◆ **Request**:
Tally the lines in the listing below that include "React". Answer with the count and nothing more.

◆ **Material**:

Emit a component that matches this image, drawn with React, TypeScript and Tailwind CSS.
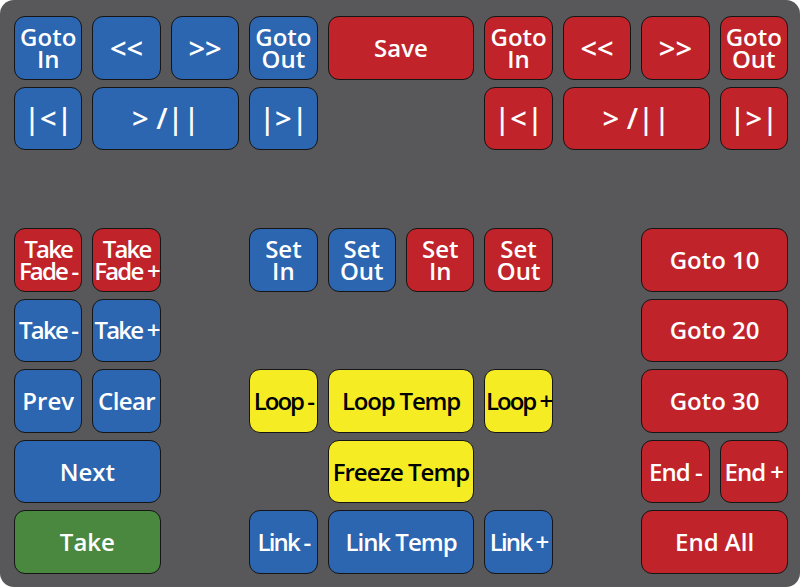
import React from "react";

type Btn = {
  label: React.ReactNode;
  pos: string;
  color: "blue" | "red" | "yellow" | "green";
  extra?: string;
};

const colors = {
  blue: "bg-[#2c65b0] text-white",
  red: "bg-[#c0232a] text-white",
  yellow: "bg-[#f5ec24] text-black",
  green: "bg-[#4a883f] text-white",
};

// transport symbols are drawn a bit larger than the labels
const sym = "text-[29px] font-normal";

const buttons: Btn[] = [
  // top left transport (blue)
  { label: <>Goto<br />In</>, pos: "col-start-1 row-start-1", color: "blue" },
  { label: "<<", pos: "col-start-2 row-start-1", color: "blue", extra: sym },
  { label: ">>", pos: "col-start-3 row-start-1", color: "blue", extra: sym },
  { label: <>Goto<br />Out</>, pos: "col-start-4 row-start-1", color: "blue" },
  { label: "|<|", pos: "col-start-1 row-start-2", color: "blue", extra: sym },
  { label: "> /||", pos: "col-start-2 col-span-2 row-start-2", color: "blue", extra: sym },
  { label: "|>|", pos: "col-start-4 row-start-2", color: "blue", extra: sym },

  { label: "Save", pos: "col-start-5 col-span-2 row-start-1", color: "red" },

  // top right transport (red)
  { label: <>Goto<br />In</>, pos: "col-start-7 row-start-1", color: "red" },
  { label: "<<", pos: "col-start-8 row-start-1", color: "red", extra: sym },
  { label: ">>", pos: "col-start-9 row-start-1", color: "red", extra: sym },
  { label: <>Goto<br />Out</>, pos: "col-start-10 row-start-1", color: "red" },
  { label: "|<|", pos: "col-start-7 row-start-2", color: "red", extra: sym },
  { label: "> /||", pos: "col-start-8 col-span-2 row-start-2", color: "red", extra: sym },
  { label: "|>|", pos: "col-start-10 row-start-2", color: "red", extra: sym },

  // left column
  { label: <>Take<br />Fade -</>, pos: "col-start-1 row-start-4", color: "red", extra: "tracking-[-1.8px]" },
  { label: <>Take<br />Fade +</>, pos: "col-start-2 row-start-4", color: "red", extra: "tracking-[-1.8px]" },
  { label: "Take -", pos: "col-start-1 row-start-5", color: "blue", extra: "tracking-[-1.8px]" },
  { label: "Take +", pos: "col-start-2 row-start-5", color: "blue", extra: "tracking-[-1.8px]" },
  { label: "Prev", pos: "col-start-1 row-start-6", color: "blue" },
  { label: "Clear", pos: "col-start-2 row-start-6", color: "blue", extra: "tracking-[-0.6px]" },
  { label: "Next", pos: "col-start-1 col-span-2 row-start-7", color: "blue" },
  { label: "Take", pos: "col-start-1 col-span-2 row-start-8", color: "green" },

  // set in/out
  { label: <>Set<br />In</>, pos: "col-start-4 row-start-4", color: "blue" },
  { label: <>Set<br />Out</>, pos: "col-start-5 row-start-4", color: "blue" },
  { label: <>Set<br />In</>, pos: "col-start-6 row-start-4", color: "red" },
  { label: <>Set<br />Out</>, pos: "col-start-7 row-start-4", color: "red" },

  // loop / freeze / link
  { label: "Loop -", pos: "col-start-4 row-start-6", color: "yellow", extra: "tracking-[-2px] text-[22px]" },
  { label: "Loop Temp", pos: "col-start-5 col-span-2 row-start-6", color: "yellow", extra: "tracking-[-1.2px]" },
  { label: "Loop +", pos: "col-start-7 row-start-6", color: "yellow", extra: "tracking-[-2px] text-[22px]" },
  { label: "Freeze Temp", pos: "col-start-5 col-span-2 row-start-7", color: "yellow", extra: "tracking-[-1px]" },
  { label: "Link -", pos: "col-start-4 row-start-8", color: "blue", extra: "tracking-[-1.8px] text-[22px]" },
  { label: "Link Temp", pos: "col-start-5 col-span-2 row-start-8", color: "blue", extra: "tracking-[-1px]" },
  { label: "Link +", pos: "col-start-7 row-start-8", color: "blue", extra: "tracking-[-1.8px] text-[22px]" },

  // right column
  { label: "Goto 10", pos: "col-start-9 col-span-2 row-start-4", color: "red" },
  { label: "Goto 20", pos: "col-start-9 col-span-2 row-start-5", color: "red" },
  { label: "Goto 30", pos: "col-start-9 col-span-2 row-start-6", color: "red" },
  { label: "End -", pos: "col-start-9 row-start-7", color: "red", extra: "tracking-[-1px]" },
  { label: "End +", pos: "col-start-10 row-start-7", color: "red", extra: "tracking-[-1px]" },
  { label: "End All", pos: "col-start-9 col-span-2 row-start-8", color: "red" },
];

export default function App() {
  return (
    <div className="w-[800px] h-[587px] bg-white">
      <div
        className="grid h-full grid-cols-10 grid-rows-8 gap-x-[10px] gap-y-[7px] rounded-[14px] bg-[#58585a] pt-[16px] pl-[14px] pr-[12px] pb-[13px]"
        style={{ fontFamily: '"Open Sans", "Noto Sans", sans-serif' }}
      >
        {buttons.map((b, i) => (
          <div
            key={i}
            className={`${b.pos} ${colors[b.color]} flex items-center justify-center rounded-[11px] border border-[#151515] text-center text-[24px] font-semibold leading-[22px] whitespace-nowrap ${b.extra ?? ""}`}
          >
            <span>{b.label}</span>
          </div>
        ))}
      </div>
    </div>
  );
}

◆ **Written solution**:
3